DATA SEGMENT ::
━━━━━━━━

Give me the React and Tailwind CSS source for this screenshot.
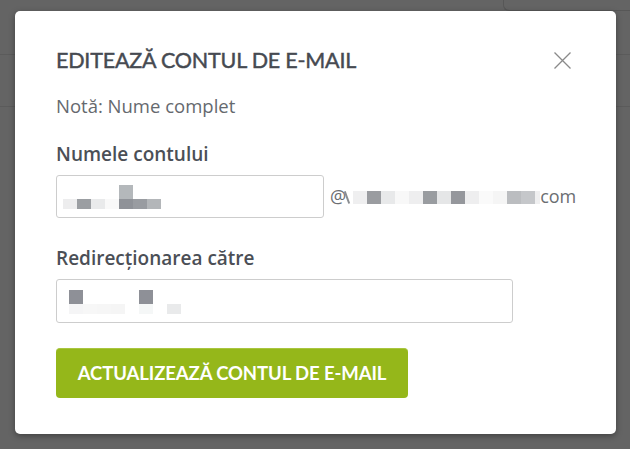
const accountBlocks = ["#ededee", "#9b9ea2", "#e9eaeb", "#f9f9f9", "#8f9298", "#999ca1", "#b3b6b9"];
const domainBlocks = ["#efeff0", "#9a9ca0", "#e8e9ea", "#f8f8f8", "#eeeeef", "#999ca0", "#e5e6e7", "#95979c", "#eeeeef", "#fafafa", "#f5f5f5", "#bbbdc0", "#c5c7ca"];
const forwardBlocks = ["#f5f5f6", "#f7f7f7", "#f6f6f6", "#f5f5f5", null, "#f5f7f7", null, "#e9eaeb"];

function Pixelated({ top, bottom }) {
    return (
        <div className="flex flex-col">
            <div className="flex h-[14px]">
                {bottom.map((_, i) => (
                    <div key={i} className="w-[14px]" style={{ background: top[i] || "transparent" }} />
                ))}
            </div>
            <div className="flex h-[10px]">
                {bottom.map((c, i) => (
                    <div key={i} className="w-[14px]" style={{ background: c || "transparent" }} />
                ))}
            </div>
        </div>
    );
}

export default function App() {
    return (
        <div className="relative w-[630px] h-[449px] overflow-hidden bg-[#646464] font-['Open_Sans',sans-serif]">
            {/* page behind the backdrop */}
            <div className="flex justify-end h-[55px] border-b border-[#5b5b5b]">
                <div className="w-[127px] h-[11px] border-l border-b border-[#575757] rounded-bl-[6px]" />
            </div>
            <div className="h-[52px] border-b border-[#5b5b5b]" />

            {/* dialog */}
            <div className="absolute left-[15px] top-[11px] w-[601px] h-[423px] bg-white rounded-[5px] shadow-[0_2px_6px_rgba(0,0,0,0.35)] pl-[41px] pt-[34px]">
                <div className="flex items-center justify-between pr-[44px] h-[30px]">
                    <h2 className="font-['Lato',sans-serif] text-[21.5px] leading-[30px] text-[#464a51] tracking-[-0.2px] [-webkit-text-stroke:0.45px_#464a51]">
                        EDITEAZĂ CONTUL DE E-MAIL
                    </h2>
                    <svg width="17" height="17" viewBox="0 0 17 17" className="mr-[1px]">
                        <path d="M0.5 0.5 L16.5 16.5 M16.5 0.5 L0.5 16.5" stroke="#8a8a8a" strokeWidth="1.3" fill="none" />
                    </svg>
                </div>

                <p className="mt-[19px] text-[18.5px] leading-[24px] text-[#65696e]">Notă: Nume complet</p>

                <label className="block mt-[23px] text-[19px] leading-[26px] font-semibold text-[#4b4f56]">Numele contului</label>
                <div className="mt-[8px] flex items-center">
                    <div className="w-[268px] h-[43px] border border-[#cdcdcd] rounded-[3px] flex items-end pl-[6px] pb-[8px]">
                        <Pixelated top={[null, null, null, null, "#b4b8bb", null, null]} bottom={accountBlocks} />
                    </div>
                    <div className="ml-[6px] flex items-center text-[18px] text-[#6b6e72]">
                        <span>@</span>
                        <div className="w-[7px] h-[13px] mt-[2px] flex justify-start">
                            <div className="w-[1.5px] h-[13px] bg-[#8a8d91] -rotate-[20deg]" />
                        </div>
                        <div className="flex h-[13px] mt-[2px]">
                            {domainBlocks.map((c, i) => (
                                <div key={i} className="w-[14px]" style={{ background: c }} />
                            ))}
                            <div className="w-[5px] bg-[#efeff0]" />
                        </div>
                        <span>com</span>
                    </div>
                </div>

                <label className="block mt-[27px] text-[19px] leading-[26px] font-semibold text-[#4b4f56]">Redirecționarea către</label>
                <div className="mt-[8px] w-[457px] h-[44px] border border-[#cdcdcd] rounded-[3px] flex items-start pl-[12px] pt-[10px]">
                    <Pixelated top={["#8e9097", null, null, null, null, "#8e9097", null, null]} bottom={forwardBlocks} />
                </div>

                <button className="mt-[25px] w-[352px] h-[50px] rounded-[4px] bg-[#95b71a] border-t border-[#a9c63f] text-white font-['Lato',sans-serif] font-bold text-[18.5px] tracking-[-0.1px]">
                    ACTUALIZEAZĂ CONTUL DE E-MAIL
                </button>
            </div>
        </div>
    );
}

━━━━━━━━

SET PROBLEM ::
Return the full material word for word. Do not include the pictures.

SOLUTION TO THIS PROBLEM ::
Give me the React and Tailwind CSS source for this screenshot.
const accountBlocks = ["#ededee", "#9b9ea2", "#e9eaeb", "#f9f9f9", "#8f9298", "#999ca1", "#b3b6b9"];
const domainBlocks = ["#efeff0", "#9a9ca0", "#e8e9ea", "#f8f8f8", "#eeeeef", "#999ca0", "#e5e6e7", "#95979c", "#eeeeef", "#fafafa", "#f5f5f5", "#bbbdc0", "#c5c7ca"];
const forwardBlocks = ["#f5f5f6", "#f7f7f7", "#f6f6f6", "#f5f5f5", null, "#f5f7f7", null, "#e9eaeb"];

function Pixelated({ top, bottom }) {
    return (
        <div className="flex flex-col">
            <div className="flex h-[14px]">
                {bottom.map((_, i) => (
                    <div key={i} className="w-[14px]" style={{ background: top[i] || "transparent" }} />
                ))}
            </div>
            <div className="flex h-[10px]">
                {bottom.map((c, i) => (
                    <div key={i} className="w-[14px]" style={{ background: c || "transparent" }} />
                ))}
            </div>
        </div>
    );
}

export default function App() {
    return (
        <div className="relative w-[630px] h-[449px] overflow-hidden bg-[#646464] font-['Open_Sans',sans-serif]">
            {/* page behind the backdrop */}
            <div className="flex justify-end h-[55px] border-b border-[#5b5b5b]">
                <div className="w-[127px] h-[11px] border-l border-b border-[#575757] rounded-bl-[6px]" />
            </div>
            <div className="h-[52px] border-b border-[#5b5b5b]" />

            {/* dialog */}
            <div className="absolute left-[15px] top-[11px] w-[601px] h-[423px] bg-white rounded-[5px] shadow-[0_2px_6px_rgba(0,0,0,0.35)] pl-[41px] pt-[34px]">
                <div className="flex items-center justify-between pr-[44px] h-[30px]">
                    <h2 className="font-['Lato',sans-serif] text-[21.5px] leading-[30px] text-[#464a51] tracking-[-0.2px] [-webkit-text-stroke:0.45px_#464a51]">
                        EDITEAZĂ CONTUL DE E-MAIL
                    </h2>
                    <svg width="17" height="17" viewBox="0 0 17 17" className="mr-[1px]">
                        <path d="M0.5 0.5 L16.5 16.5 M16.5 0.5 L0.5 16.5" stroke="#8a8a8a" strokeWidth="1.3" fill="none" />
                    </svg>
                </div>

                <p className="mt-[19px] text-[18.5px] leading-[24px] text-[#65696e]">Notă: Nume complet</p>

                <label className="block mt-[23px] text-[19px] leading-[26px] font-semibold text-[#4b4f56]">Numele contului</label>
                <div className="mt-[8px] flex items-center">
                    <div className="w-[268px] h-[43px] border border-[#cdcdcd] rounded-[3px] flex items-end pl-[6px] pb-[8px]">
                        <Pixelated top={[null, null, null, null, "#b4b8bb", null, null]} bottom={accountBlocks} />
                    </div>
                    <div className="ml-[6px] flex items-center text-[18px] text-[#6b6e72]">
                        <span>@</span>
                        <div className="w-[7px] h-[13px] mt-[2px] flex justify-start">
                            <div className="w-[1.5px] h-[13px] bg-[#8a8d91] -rotate-[20deg]" />
                        </div>
                        <div className="flex h-[13px] mt-[2px]">
                            {domainBlocks.map((c, i) => (
                                <div key={i} className="w-[14px]" style={{ background: c }} />
                            ))}
                            <div className="w-[5px] bg-[#efeff0]" />
                        </div>
                        <span>com</span>
                    </div>
                </div>

                <label className="block mt-[27px] text-[19px] leading-[26px] font-semibold text-[#4b4f56]">Redirecționarea către</label>
                <div className="mt-[8px] w-[457px] h-[44px] border border-[#cdcdcd] rounded-[3px] flex items-start pl-[12px] pt-[10px]">
                    <Pixelated top={["#8e9097", null, null, null, null, "#8e9097", null, null]} bottom={forwardBlocks} />
                </div>

                <button className="mt-[25px] w-[352px] h-[50px] rounded-[4px] bg-[#95b71a] border-t border-[#a9c63f] text-white font-['Lato',sans-serif] font-bold text-[18.5px] tracking-[-0.1px]">
                    ACTUALIZEAZĂ CONTUL DE E-MAIL
                </button>
            </div>
        </div>
    );
}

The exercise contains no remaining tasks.